这起事发在日本首相高市早苗上任约一个半月后,她在11月7日国会发言称台海有事可能构成「存立危机事态」,让日本可行使集体自卫权,被北京视为强硬挑衅;同一时间,美国特朗普政府在12月4日发布《2025年国家安全战略》,提出「特朗普版门罗主义」,强调重新聚焦西半球,并批评盟友把防卫成本转嫁给美国,令外界忧心华府在亚太吓阻中国的意愿下降。
在珍珠港事件过去84年后,美中于西太平洋展开新一轮军事角力,台湾媒体在12月8日将雷达锁定与新战略连续三版大幅报导,关注美国防长重申不支持片面改变台海现状;然而,早在2007年中国军方就曾提议以夏威夷为「中线」把太平洋东西对分,2013年习近平又提出「广阔太平洋足够容纳中美两国」,显示北京长期追求在西太平洋与美国「分区管理」,如今藉著美国重心偏向美洲而加大对日军事压力,区域误判风险急剧上升。
On 6 December 2025, Chinese J-15 fighters from the carrier Liaoning repeatedly locked radar on Japanese F-15s over the western Pacific southeast of Okinawa, echoing a January 2013 incident when a Chinese naval vessel used fire-control radar on a Japanese ship soon after the September 2012 nationalization of the Senkaku/Diaoyu Islands, underscoring Beijing’s pattern of using military signals around political inflection points in Japan–China relations.
The latest encounter came roughly six weeks after Prime Minister Sanae Takaichi took office and one month after her 7 November statement that a Chinese attack on Taiwan could pose an existential threat enabling collective self-defense, which Beijing condemned; almost simultaneously, on 4 December, the Trump administration issued the 2025 National Security Strategy, reviving a “Trump Corollary” to the Monroe Doctrine, prioritizing the Western Hemisphere and criticizing allies for offloading defense costs, raising concerns that Washington is downplaying strategic competition with China in Asia.
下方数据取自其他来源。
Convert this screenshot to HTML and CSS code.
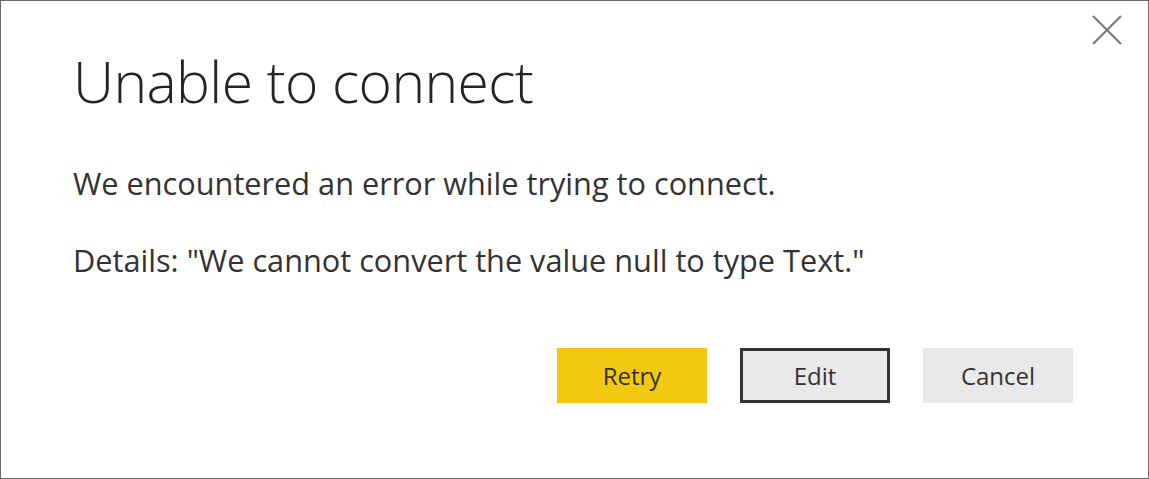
FILE: index.html
```html
<!DOCTYPE html>
<html>
<head>
<meta charset="utf-8">
<link rel="stylesheet" href="styles.css">
</head>
<body>
<div class="dialog">
  <button class="close" aria-label="Close">
    <svg width="30" height="30" viewBox="0 0 30 30"><path d="M1 1 L29 29 M29 1 L1 29" stroke="#7a7a7a" stroke-width="2.2" fill="none"/></svg>
  </button>
  <h1 class="title">Unable to connect</h1>
  <p class="msg">We encountered an error while trying to connect.</p>
  <p class="msg details">Details: "We cannot convert the value null to type Text."</p>
  <div class="actions">
    <button class="btn primary">Retry</button>
    <button class="btn outlined">Edit</button>
    <button class="btn">Cancel</button>
  </div>
</div>
</body>
</html>
```
FILE: styles.css
```css
html, body {
  margin: 0;
  padding: 0;
  background: #ffffff;
}
.dialog {
  position: relative;
  box-sizing: border-box;
  width: 1149px;
  height: 479px;
  border: 1px solid #6a6a6a;
  padding: 40px 75px 0 72px;
  font-family: "Open Sans", "Noto Sans", sans-serif;
  color: #333333;
}
.close {
  position: absolute;
  top: 14px;
  right: 26px;
  width: 30px;
  height: 30px;
  padding: 0;
  border: none;
  background: transparent;
}
.close svg { display: block; }
.title {
  margin: 0;
  font-size: 57px;
  font-weight: 300;
  letter-spacing: -0.6px;
  line-height: 80px;
  color: #252423;
}
.msg {
  margin: 0;
  font-size: 30.7px;
  font-weight: 400;
  line-height: 40px;
}
.title + .msg { margin-top: 42px; }
.details { margin-top: 37px; }
.actions {
  display: flex;
  justify-content: flex-end;
  gap: 33px;
  margin-top: 68px;
}
.btn {
  box-sizing: border-box;
  width: 150px;
  height: 55px;
  border: none;
  background: #e9e9e9;
  font-family: "Open Sans", "Noto Sans", sans-serif;
  font-size: 24px;
  color: #333333;
  padding: 0;
}
.btn.primary { background: #f2c811; }
.btn.outlined { border: 3px solid #333333; }
```
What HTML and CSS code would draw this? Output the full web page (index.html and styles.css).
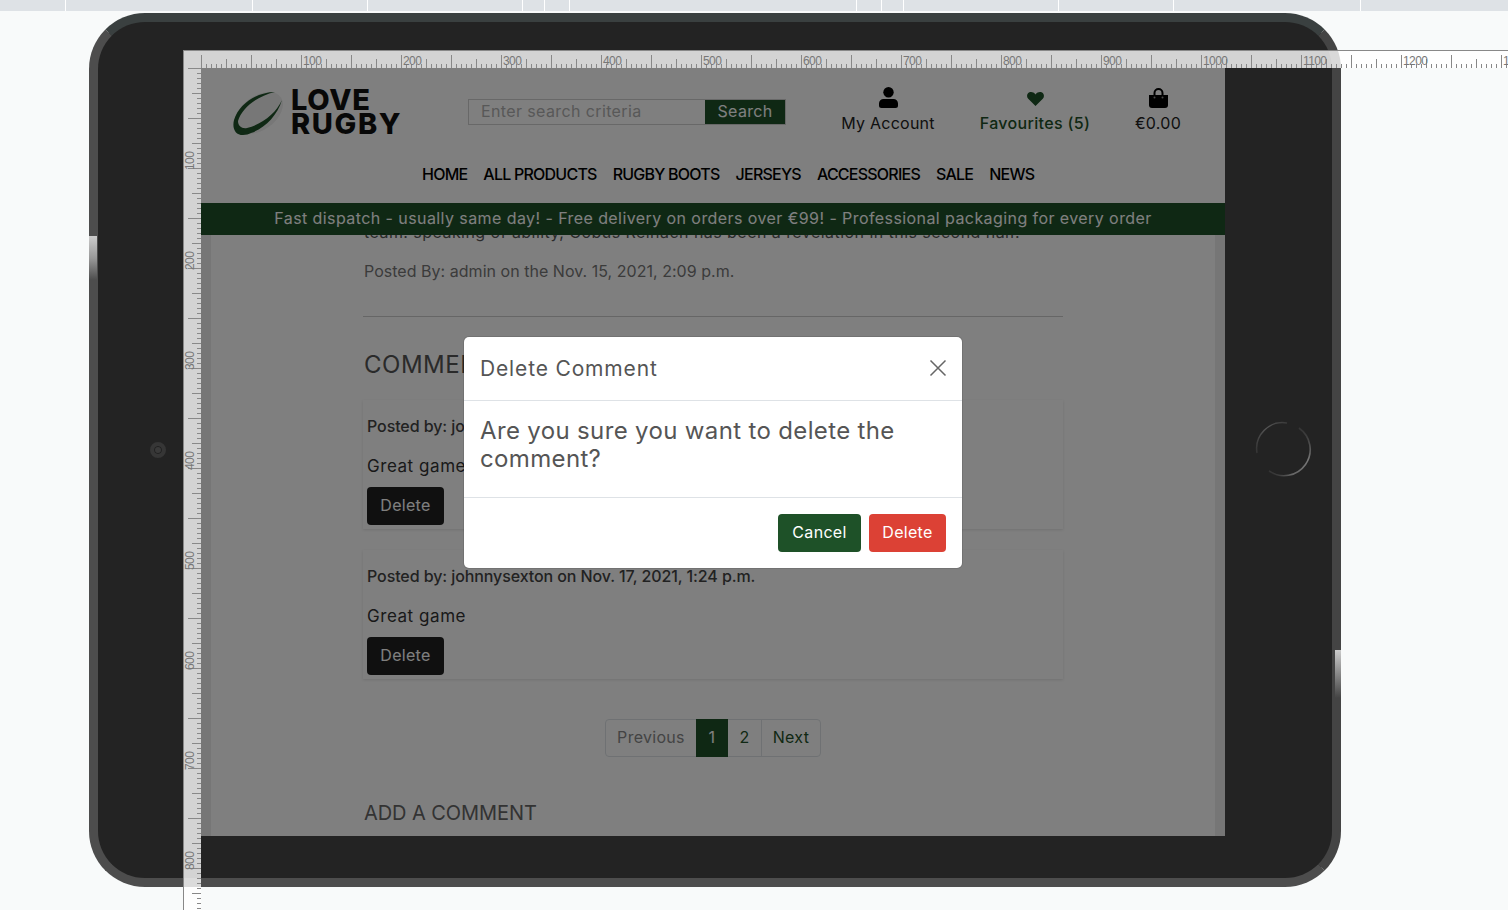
FILE: index.html
```html
<!DOCTYPE html>
<html lang="en">
<head>
    <meta charset="UTF-8">
    <title>Love Rugby - Responsive view</title>
    <link rel="stylesheet" href="styles.css">
</head>
<body>
    <div class="topbar">
        <span style="width:66px"></span><span style="width:187px"></span><span style="width:115px"></span>
        <span style="width:155px"></span><span style="width:22px"></span><span style="width:25px"></span>
        <span style="width:287px"></span><span style="width:25px"></span><span style="width:22px"></span>
        <span style="width:155px"></span><span style="width:115px"></span><span style="width:187px"></span>
    </div>

    <div class="tablet">
        <span class="side-btn side-left"></span>
        <span class="side-btn side-right"></span>
        <span class="camera"></span>
        <svg class="home-btn" width="60" height="60" viewBox="0 0 60 60">
            <defs>
                <linearGradient id="ringA" gradientUnits="userSpaceOnUse" x1="4" y1="36" x2="34" y2="4">
                    <stop offset="0" stop-color="#333"/>
                    <stop offset="0.6" stop-color="#555"/>
                    <stop offset="1" stop-color="#3a3a3a"/>
                </linearGradient>
                <linearGradient id="ringB" gradientUnits="userSpaceOnUse" x1="46" y1="8" x2="16" y2="54">
                    <stop offset="0" stop-color="#333"/>
                    <stop offset="0.4" stop-color="#777"/>
                    <stop offset="0.8" stop-color="#666"/>
                    <stop offset="1" stop-color="#2c2c2c"/>
                </linearGradient>
            </defs>
            <path d="M4 34A26 26 0 0 1 34 4" fill="none" stroke="url(#ringA)" stroke-width="1.5"/>
            <path d="M46 9A26 26 0 0 1 16 52" fill="none" stroke="url(#ringB)" stroke-width="1.6"/>
        </svg>

        <div class="screen">
            <header class="site-header">
                <div class="header-top">
                    <a class="logo">
                        <svg width="50" height="46" viewBox="0 0 50 46">
                            <ellipse cx="26" cy="23" rx="27" ry="17" transform="rotate(-36 26 23)" fill="#efefef"/>
                            <path d="M42 2C24 2 6 14 1 30C-1 38 2 45 10 45C13 45 16 44 18 43C32 38 44 26 49 10C43 23 30 34 14 38C9 39 5 36 5 31C9 18 24 6 42 2Z" fill="#1e5128"/>
                        </svg>
                        <span class="logo-text">LOVE<br><span class="logo-rugby">RUGBY</span></span>
                    </a>
                    <form class="search">
                        <span class="search-input">Enter search criteria</span>
                        <button type="button" class="search-btn">Search</button>
                    </form>
                    <a class="head-link account">
                        <svg width="19" height="21" viewBox="0 0 19 21">
                            <circle cx="9.5" cy="5.2" r="5.2"/>
                            <path d="M0 18.5V16.5A4.5 4.5 0 0 1 4.5 12H14.5A4.5 4.5 0 0 1 19 16.5V18.5A2.5 2.5 0 0 1 16.5 21H2.5A2.5 2.5 0 0 1 0 18.5Z"/>
                        </svg>
                        <span>My Account</span>
                    </a>
                    <a class="head-link favs">
                        <svg width="17" height="14" viewBox="0 0 17 14">
                            <path d="M8.5 14L1.2 6.8C-.6 4.8-.2 1.7 2 .5C4 -.4 6.6 0 8.5 2.4C10.4 0 13 -.4 15 .5C17.2 1.7 17.6 4.8 15.8 6.8Z" fill="#1e5128"/>
                        </svg>
                        <span>Favourites (5)</span>
                    </a>
                    <a class="head-link bag">
                        <svg width="19" height="20" viewBox="0 0 19 20">
                            <path d="M5.5 8V5A4 4 0 0 1 13.5 5V8" fill="none" stroke="#000" stroke-width="2"/>
                            <path d="M0 7H19V17A3 3 0 0 1 16 20H3A3 3 0 0 1 0 17Z"/>
                            <circle cx="5.5" cy="9.5" r="1" fill="#999"/>
                            <circle cx="13.5" cy="9.5" r="1" fill="#999"/>
                        </svg>
                        <span>€0.00</span>
                    </a>
                </div>
                <nav class="main-nav">
                    <a>HOME</a>
                    <a>ALL PRODUCTS</a>
                    <a>RUGBY BOOTS</a>
                    <a>JERSEYS</a>
                    <a>ACCESSORIES</a>
                    <a>SALE</a>
                    <a>NEWS</a>
                </nav>
            </header>
            <div class="banner">Fast dispatch - usually same day! - Free delivery on orders over €99! - Professional packaging for every order</div>

            <main class="page">
                <div class="page-inner">
                    <article class="post">
                        <p class="post-text">team. speaking of ability, Cobus Reinach has been a revelation in this second half.</p>
                        <p class="post-meta">Posted By: admin on the Nov. 15, 2021, 2:09 p.m.</p>
                        <hr>
                        <h2 class="comments-title">COMMENTS</h2>

                        <div class="comment">
                            <p class="comment-by">Posted by: johnnysexton on Nov. 17, 2021, 1:24 p.m.</p>
                            <p class="comment-body">Great game</p>
                            <button type="button" class="btn-dark">Delete</button>
                        </div>
                        <div class="comment">
                            <p class="comment-by">Posted by: johnnysexton on Nov. 17, 2021, 1:24 p.m.</p>
                            <p class="comment-body">Great game</p>
                            <button type="button" class="btn-dark">Delete</button>
                        </div>

                        <div class="pager">
                            <a class="pager-prev">Previous</a>
                            <a class="pager-one">1</a>
                            <a class="pager-two">2</a>
                            <a class="pager-next">Next</a>
                        </div>

                        <h3 class="add-title">ADD A COMMENT</h3>
                    </article>
                </div>
            </main>

            <div class="scrim"></div>

            <div class="modal">
                <div class="modal-head">
                    <h5>Delete Comment</h5>
                    <svg class="modal-close" width="18" height="18" viewBox="0 0 18 18">
                        <path d="M1.5 1.5L16.5 16.5M16.5 1.5L1.5 16.5" stroke="#666" stroke-width="1.5"/>
                    </svg>
                </div>
                <div class="modal-body">Are you sure you want to delete the comment?</div>
                <div class="modal-foot">
                    <button type="button" class="btn-cancel">Cancel</button>
                    <button type="button" class="btn-delete">Delete</button>
                </div>
            </div>
        </div>
    </div>

    <div class="ruler ruler-h">
        <div class="scale-h">
            <span>100</span><span>200</span><span>300</span><span>400</span><span>500</span><span>600</span><span>700</span>
            <span>800</span><span>900</span><span>1000</span><span>1100</span><span>1200</span><span>1300</span>
        </div>
    </div>
    <div class="ruler ruler-v">
        <div class="scale-v">
            <span>100</span><span>200</span><span>300</span><span>400</span><span>500</span><span>600</span><span>700</span><span>800</span>
        </div>
    </div>
</body>
</html>
```

FILE: styles.css
```css
* { box-sizing: border-box; }
html, body { margin: 0; height: 910px; overflow: hidden; }
body { position: relative; background: #f8fafa; font-family: "Inter", "Open Sans", sans-serif; font-size: 16px; color: #333; }
p, h2, h3, h5 { margin: 0; font-weight: 400; }
button { font: inherit; border: none; cursor: pointer; }

.topbar { display: flex; height: 11px; background: #dee2e6; }
.topbar span { border-right: 1px solid #fff; }

/* device frame */
.tablet { position: relative; width: 1252px; height: 874px; margin: 2px 0 0 89px; padding: 46px 0 0 103px; background: #232323; border: 9px solid #4d4d4d; border-top-color: #3a4040; border-right-color: #444; border-radius: 56px; }
.side-btn { position: absolute; width: 8px; }
.side-left { left: -9px; top: 214px; height: 44px; background: linear-gradient(#ccc, #999 50%, #4d4d4d); }
.side-right { right: -9px; top: 628px; height: 48px; width: 6px; background: linear-gradient(#ccc, #888 50%, #444); }
.camera { position: absolute; left: 52px; top: 420px; width: 16px; height: 16px; border-radius: 50%; background: #3a3a3a; border: 4px solid #363636; box-shadow: inset 0 0 0 1px #222; }
.home-btn { position: absolute; left: 1155px; top: 397px; }

.screen { position: relative; display: flex; flex-direction: column; width: 1024px; height: 768px; overflow: hidden; background: #fff; }
.scrim { position: absolute; inset: 0; background: rgba(0,0,0,0.5); }

/* site header */
.site-header { height: 135px; background: #fff; }
.header-top { display: flex; align-items: flex-start; height: 78px; padding-left: 32px; }
.logo { display: flex; width: 235px; padding-top: 22px; }
.logo-text { margin: -2px 0 0 8px; font-weight: 800; font-size: 29px; line-height: 24px; color: #111; letter-spacing: 0.7px; }
.logo-rugby { letter-spacing: 1.6px; }
.search { display: flex; width: 318px; height: 26px; margin-top: 31px; border: 1px solid #d0d0d0; }
.search-input { width: 236px; padding-left: 12px; line-height: 23px; color: #b0b0b0; letter-spacing: 0.38px; }
.search-btn { width: 80px; height: 24px; padding: 0 0 2px; background: #1e5128; color: #fff; letter-spacing: 0.3px; }
.head-link { display: flex; flex-direction: column; align-items: center; height: 67px; color: #222; }
.head-link span { margin-top: auto; line-height: 24px; }
.head-link svg { display: block; }
.account { width: 136px; margin-left: 34px; padding-top: 19px; letter-spacing: 0.25px; }
.favs { width: 158px; padding-top: 24px; color: #1e5128; font-weight: 500; letter-spacing: 0.33px; }
.bag { width: 88px; padding-top: 20px; letter-spacing: 0.3px; }
.main-nav { display: flex; gap: 16px; margin-left: 221px; padding-top: 16px; line-height: 24px; font-weight: 500; color: #000; letter-spacing: -0.77px; }

.banner { height: 32px; background: #1e5128; color: #fff; text-align: center; line-height: 31px; letter-spacing: 0.42px; }

/* page body */
.page { flex: 1; overflow: hidden; padding: 0 10px; background: #ececec; }
.page-inner { display: flow-root; height: 100%; background: #fff; }
.post { width: 700px; margin: 0 auto; }
.post-text { margin: -15px 0 0 1px; line-height: 24px; color: #555; letter-spacing: 0.45px; white-space: nowrap; }
.post-meta { margin: 15px 0 0 1px; line-height: 24px; color: #777; letter-spacing: 0.03px; }
hr { height: 1px; margin: 33px 0 0; border: none; background: #ccc; }
.comments-title { margin: 33px 0 0 1px; font-size: 24px; line-height: 29px; color: #555; letter-spacing: 0.5px; }

.comment { height: 129px; margin-top: 21px; padding: 14px 4px 4px; background: #fff; box-shadow: 0 1px 3px rgba(0,0,0,0.12); }
.comment-by { line-height: 24px; font-weight: 500; color: #444; letter-spacing: -0.09px; white-space: nowrap; }
.comment-body { margin-top: 16px; font-size: 17px; line-height: 24px; letter-spacing: 0.55px; }
.btn-dark { display: block; width: 77px; height: 38px; margin-top: 9px; padding: 0 0 2px; background: #212121; color: #fff; border-radius: 4px; letter-spacing: 0.3px; }

.pager { display: flex; width: 216px; height: 38px; margin: 40px auto 0; line-height: 35px; text-align: center; border: 1px solid #dee2e6; border-radius: 4px; color: #1e5128; letter-spacing: 0.3px; }
.pager-prev { width: 90px; color: #888; }
.pager-one { width: 32px; margin: -1px 0; background: #1e5128; color: #fff; line-height: 37px; }
.pager-two { width: 34px; border-right: 1px solid #dee2e6; }
.pager-next { flex: 1; }
.add-title { margin: 44px 0 0 1px; font-size: 20px; line-height: 24px; color: #666; letter-spacing: -0.08px; }

/* modal */
.modal { position: absolute; left: 263px; top: 269px; width: 498px; height: 231px; background: #fff; border-radius: 5px; box-shadow: 0 0 0 1px rgba(0,0,0,0.1); color: #555; }
.modal-head { display: flex; align-items: center; justify-content: space-between; height: 64px; padding: 0 15px 0 16px; border-bottom: 1px solid #dee2e6; }
.modal-head h5 { font-size: 21px; letter-spacing: 0.85px; }
.modal-close { margin-top: -2px; }
.modal-body { height: 97px; padding: 16px 16px 0; font-size: 24px; line-height: 28px; letter-spacing: 0.35px; border-bottom: 1px solid #dee2e6; }
.modal-foot { display: flex; justify-content: flex-end; gap: 8px; padding: 16px 16px 0; }
.btn-cancel, .btn-delete { height: 38px; padding: 0 0 2px; color: #fff; border-radius: 4px; letter-spacing: 0.3px; }
.btn-cancel { width: 83px; background: #1e5128; }
.btn-delete { width: 77px; background: #dc4135; }

/* rulers drawn over the device */
.ruler { position: absolute; top: 50px; overflow: hidden; background-color: rgba(255,255,255,0.8); font-family: "Liberation Sans", sans-serif; font-size: 12px; color: #777; border-top: 1px solid #888; }
.ruler-h { left: 201px; right: 0; height: 18px; }
.ruler-v { left: 183px; width: 18px; height: 860px; padding-top: 17px; border-left: 1px solid #888; }
.scale-h, .scale-v { display: flex; height: 100%; width: 100%; }
.scale-h { padding-left: 100px; background-image: linear-gradient(to right, #888 1px, transparent 1px), linear-gradient(to right, #888 1px, transparent 1px), linear-gradient(to right, #888 1px, transparent 1px); background-repeat: repeat-x; background-size: 50px 13px, 25px 9px, 5px 4px; background-position: 0 100%, 0 100%, 0 100%; }
.scale-h span { flex: 0 0 100px; padding: 4px 0 0 2px; line-height: 12px; letter-spacing: -0.6px; }
.scale-v { flex-direction: column; background-image: linear-gradient(#888 1px, transparent 1px), linear-gradient(#888 1px, transparent 1px), linear-gradient(#888 1px, transparent 1px); background-repeat: repeat-y; background-size: 13px 50px, 9px 25px, 4px 5px; background-position: 100% 0, 100% 0, 100% 0; }
.scale-v span { flex: 0 0 100px; padding-left: 2px; writing-mode: vertical-rl; transform: rotate(180deg) translateY(-2px); letter-spacing: -0.6px; line-height: 12px; }
```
Eighty-four years after the 7 December 1941 Pearl Harbor attack, the United States and China are now the primary military rivals in the western Pacific, while Taiwanese newspapers on 8 December devoted front pages and the first three pages to the radar lock and new U.S. strategy, even as Defense Secretary Pete Hegseth reiterated opposition to unilateral changes in the Taiwan Strait; yet, against the backdrop of a 2007 Chinese proposal to split the Pacific at Hawaii and Xi Jinping’s 2013 claim that the “vast Pacific Ocean” has enough space for both powers, recent Chinese moves suggest a renewed push to secure de facto control over the western Pacific as U.S. attention tilts toward the Americas, sharply raising the risk of miscalculation and regional instability.